__INSTRUCTION__.
Every line below that contains "components" is to be copied.

*** DATASET EXCERPT

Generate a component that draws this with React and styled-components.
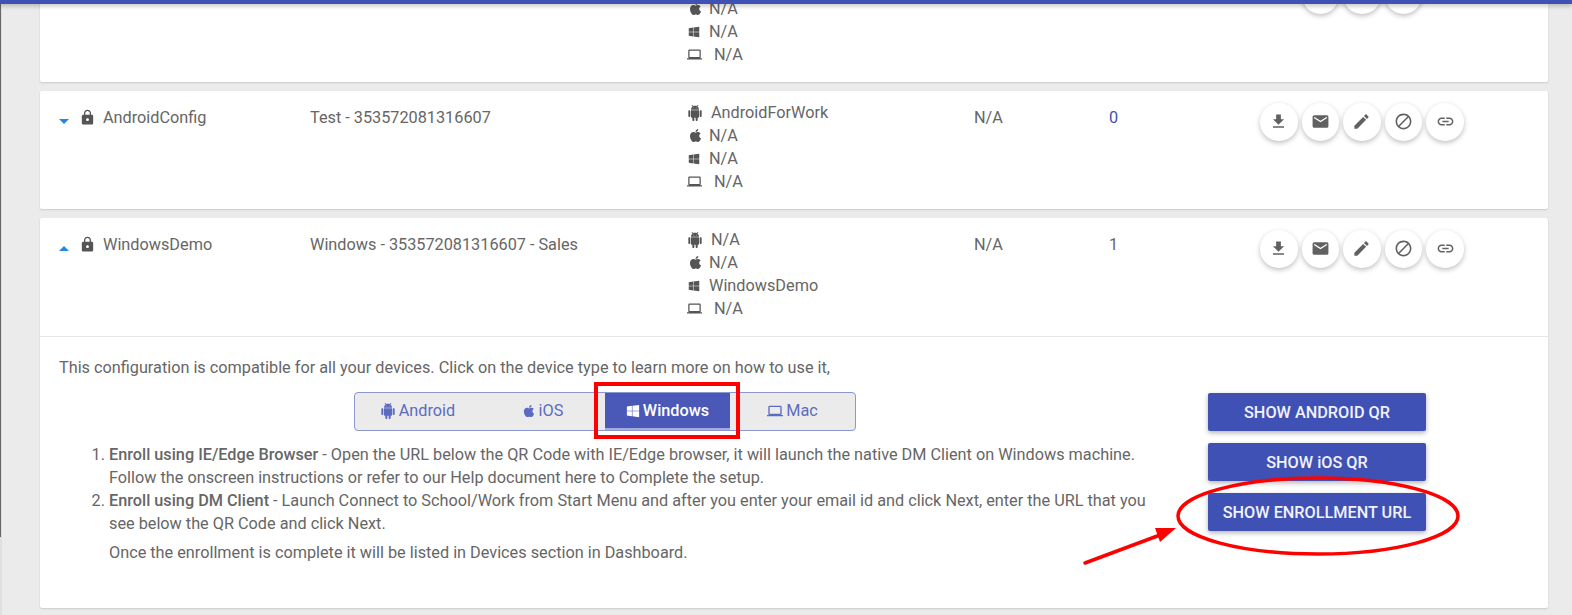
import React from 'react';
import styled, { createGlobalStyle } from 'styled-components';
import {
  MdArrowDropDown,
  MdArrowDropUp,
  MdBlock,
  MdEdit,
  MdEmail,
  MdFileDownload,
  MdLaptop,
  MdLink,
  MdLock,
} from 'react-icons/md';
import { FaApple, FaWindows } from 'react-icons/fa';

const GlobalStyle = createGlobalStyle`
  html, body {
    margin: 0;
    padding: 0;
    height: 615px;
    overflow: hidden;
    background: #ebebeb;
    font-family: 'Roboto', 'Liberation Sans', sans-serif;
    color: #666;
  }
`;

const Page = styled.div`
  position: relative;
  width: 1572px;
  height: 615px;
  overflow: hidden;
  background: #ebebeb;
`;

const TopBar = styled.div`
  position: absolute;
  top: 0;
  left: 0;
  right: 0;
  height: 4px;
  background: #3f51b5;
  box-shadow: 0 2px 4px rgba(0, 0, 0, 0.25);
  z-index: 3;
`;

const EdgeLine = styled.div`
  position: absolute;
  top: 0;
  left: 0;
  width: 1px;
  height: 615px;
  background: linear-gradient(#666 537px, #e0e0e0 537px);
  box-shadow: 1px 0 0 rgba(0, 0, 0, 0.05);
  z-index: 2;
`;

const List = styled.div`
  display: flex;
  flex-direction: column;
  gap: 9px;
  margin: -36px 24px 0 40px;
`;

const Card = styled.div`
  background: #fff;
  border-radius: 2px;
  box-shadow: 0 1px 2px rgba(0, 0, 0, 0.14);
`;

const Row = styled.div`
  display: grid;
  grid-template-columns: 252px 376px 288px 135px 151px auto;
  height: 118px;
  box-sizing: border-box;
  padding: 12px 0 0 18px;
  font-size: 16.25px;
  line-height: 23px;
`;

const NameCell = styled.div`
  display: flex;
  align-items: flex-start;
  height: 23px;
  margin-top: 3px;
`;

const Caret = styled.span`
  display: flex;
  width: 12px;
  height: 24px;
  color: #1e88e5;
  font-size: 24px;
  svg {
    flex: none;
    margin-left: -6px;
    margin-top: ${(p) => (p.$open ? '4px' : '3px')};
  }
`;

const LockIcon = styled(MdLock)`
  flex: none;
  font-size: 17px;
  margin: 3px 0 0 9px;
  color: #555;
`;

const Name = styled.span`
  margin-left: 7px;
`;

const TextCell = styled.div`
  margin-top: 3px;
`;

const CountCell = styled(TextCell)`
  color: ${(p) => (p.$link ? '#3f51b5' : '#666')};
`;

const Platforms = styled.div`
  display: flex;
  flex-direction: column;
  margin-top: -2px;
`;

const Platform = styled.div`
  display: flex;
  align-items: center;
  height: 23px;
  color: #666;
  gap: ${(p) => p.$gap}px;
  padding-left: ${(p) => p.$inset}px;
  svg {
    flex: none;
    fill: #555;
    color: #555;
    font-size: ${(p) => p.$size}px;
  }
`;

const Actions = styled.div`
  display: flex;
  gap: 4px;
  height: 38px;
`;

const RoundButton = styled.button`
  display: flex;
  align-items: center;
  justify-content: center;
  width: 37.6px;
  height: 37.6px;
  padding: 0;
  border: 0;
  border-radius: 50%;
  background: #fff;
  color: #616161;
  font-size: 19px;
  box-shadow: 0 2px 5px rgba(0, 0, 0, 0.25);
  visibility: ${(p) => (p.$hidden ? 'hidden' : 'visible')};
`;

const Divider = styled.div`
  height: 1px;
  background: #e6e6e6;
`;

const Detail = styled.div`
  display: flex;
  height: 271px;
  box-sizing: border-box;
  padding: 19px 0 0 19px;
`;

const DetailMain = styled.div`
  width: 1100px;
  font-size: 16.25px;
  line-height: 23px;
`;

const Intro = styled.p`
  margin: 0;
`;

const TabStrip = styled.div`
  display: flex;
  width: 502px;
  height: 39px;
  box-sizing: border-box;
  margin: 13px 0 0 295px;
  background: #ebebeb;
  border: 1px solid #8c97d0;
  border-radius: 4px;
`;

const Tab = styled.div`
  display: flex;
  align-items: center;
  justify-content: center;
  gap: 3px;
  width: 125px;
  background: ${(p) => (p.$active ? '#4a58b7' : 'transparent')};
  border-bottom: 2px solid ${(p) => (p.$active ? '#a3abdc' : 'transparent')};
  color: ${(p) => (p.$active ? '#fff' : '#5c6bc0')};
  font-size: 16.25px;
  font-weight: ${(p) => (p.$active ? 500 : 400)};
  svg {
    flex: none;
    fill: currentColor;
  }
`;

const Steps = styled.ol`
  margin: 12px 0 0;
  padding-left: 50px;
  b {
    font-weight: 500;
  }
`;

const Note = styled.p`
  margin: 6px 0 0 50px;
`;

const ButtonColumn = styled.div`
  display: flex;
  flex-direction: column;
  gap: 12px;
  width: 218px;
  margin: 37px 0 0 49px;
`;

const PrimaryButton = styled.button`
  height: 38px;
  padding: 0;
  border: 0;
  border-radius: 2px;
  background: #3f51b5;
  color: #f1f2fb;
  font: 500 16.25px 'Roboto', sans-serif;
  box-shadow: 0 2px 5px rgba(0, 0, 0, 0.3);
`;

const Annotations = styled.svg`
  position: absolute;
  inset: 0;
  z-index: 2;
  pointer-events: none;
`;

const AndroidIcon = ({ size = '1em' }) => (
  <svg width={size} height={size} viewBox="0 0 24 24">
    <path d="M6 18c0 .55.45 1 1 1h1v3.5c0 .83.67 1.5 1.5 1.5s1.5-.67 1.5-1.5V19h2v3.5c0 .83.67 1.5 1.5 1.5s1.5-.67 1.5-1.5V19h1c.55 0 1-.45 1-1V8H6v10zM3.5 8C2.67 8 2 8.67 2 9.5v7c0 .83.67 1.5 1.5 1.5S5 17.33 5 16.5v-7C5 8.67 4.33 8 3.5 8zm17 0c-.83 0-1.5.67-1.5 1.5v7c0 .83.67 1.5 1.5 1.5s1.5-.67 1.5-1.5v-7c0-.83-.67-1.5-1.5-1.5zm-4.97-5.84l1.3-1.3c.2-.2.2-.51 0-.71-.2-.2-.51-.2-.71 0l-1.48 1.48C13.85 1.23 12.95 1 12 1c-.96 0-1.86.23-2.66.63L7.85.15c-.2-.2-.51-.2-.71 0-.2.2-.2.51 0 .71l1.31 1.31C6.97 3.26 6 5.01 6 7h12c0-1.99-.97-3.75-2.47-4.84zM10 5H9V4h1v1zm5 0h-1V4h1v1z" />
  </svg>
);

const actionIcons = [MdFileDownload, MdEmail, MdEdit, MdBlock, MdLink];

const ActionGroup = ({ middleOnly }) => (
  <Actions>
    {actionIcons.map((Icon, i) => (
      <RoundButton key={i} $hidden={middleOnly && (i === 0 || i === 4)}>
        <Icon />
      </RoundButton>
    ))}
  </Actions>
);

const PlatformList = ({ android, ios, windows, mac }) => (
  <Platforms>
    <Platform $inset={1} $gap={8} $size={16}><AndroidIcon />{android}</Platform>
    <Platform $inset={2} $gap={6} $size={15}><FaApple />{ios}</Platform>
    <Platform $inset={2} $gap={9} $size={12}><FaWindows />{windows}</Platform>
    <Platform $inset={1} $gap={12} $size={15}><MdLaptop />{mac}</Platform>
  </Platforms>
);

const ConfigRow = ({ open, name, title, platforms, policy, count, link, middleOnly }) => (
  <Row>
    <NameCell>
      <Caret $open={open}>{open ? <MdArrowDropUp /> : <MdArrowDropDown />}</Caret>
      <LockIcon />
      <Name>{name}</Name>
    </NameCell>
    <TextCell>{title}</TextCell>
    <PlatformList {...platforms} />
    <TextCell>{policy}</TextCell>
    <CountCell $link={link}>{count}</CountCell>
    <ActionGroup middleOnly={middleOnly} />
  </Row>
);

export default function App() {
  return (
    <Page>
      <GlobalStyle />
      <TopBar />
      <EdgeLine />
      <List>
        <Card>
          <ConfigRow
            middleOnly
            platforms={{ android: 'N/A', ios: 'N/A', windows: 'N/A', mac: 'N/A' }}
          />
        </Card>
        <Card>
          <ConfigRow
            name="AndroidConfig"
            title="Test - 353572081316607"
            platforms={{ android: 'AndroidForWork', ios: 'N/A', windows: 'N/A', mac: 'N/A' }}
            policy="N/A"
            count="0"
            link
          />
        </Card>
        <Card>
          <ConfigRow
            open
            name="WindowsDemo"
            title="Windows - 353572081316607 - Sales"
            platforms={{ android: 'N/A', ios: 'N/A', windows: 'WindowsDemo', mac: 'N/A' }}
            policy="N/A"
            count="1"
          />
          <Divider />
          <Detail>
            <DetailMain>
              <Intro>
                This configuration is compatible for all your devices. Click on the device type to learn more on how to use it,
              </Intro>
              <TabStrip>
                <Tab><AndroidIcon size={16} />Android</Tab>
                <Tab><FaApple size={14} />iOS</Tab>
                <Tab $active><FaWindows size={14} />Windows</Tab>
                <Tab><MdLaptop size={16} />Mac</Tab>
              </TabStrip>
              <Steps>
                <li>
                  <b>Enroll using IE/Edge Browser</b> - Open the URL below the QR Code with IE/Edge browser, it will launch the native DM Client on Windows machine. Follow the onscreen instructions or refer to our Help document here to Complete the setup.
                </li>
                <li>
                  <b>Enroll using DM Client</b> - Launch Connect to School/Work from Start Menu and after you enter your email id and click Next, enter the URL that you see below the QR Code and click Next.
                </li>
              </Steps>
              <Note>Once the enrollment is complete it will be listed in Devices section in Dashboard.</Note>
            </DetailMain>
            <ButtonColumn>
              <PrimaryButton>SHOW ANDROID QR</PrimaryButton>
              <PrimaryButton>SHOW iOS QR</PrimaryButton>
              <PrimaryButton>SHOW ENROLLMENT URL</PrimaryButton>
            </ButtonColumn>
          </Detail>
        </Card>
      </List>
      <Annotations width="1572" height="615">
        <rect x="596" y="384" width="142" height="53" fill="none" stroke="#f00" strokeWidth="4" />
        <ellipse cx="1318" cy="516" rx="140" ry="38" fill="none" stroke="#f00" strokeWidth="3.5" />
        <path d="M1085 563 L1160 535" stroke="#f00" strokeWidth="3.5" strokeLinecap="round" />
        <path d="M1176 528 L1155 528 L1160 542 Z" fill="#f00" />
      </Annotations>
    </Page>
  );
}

******

__THE RESULT__.
Generate a component that draws this with React and styled-components.
import styled, { createGlobalStyle } from 'styled-components';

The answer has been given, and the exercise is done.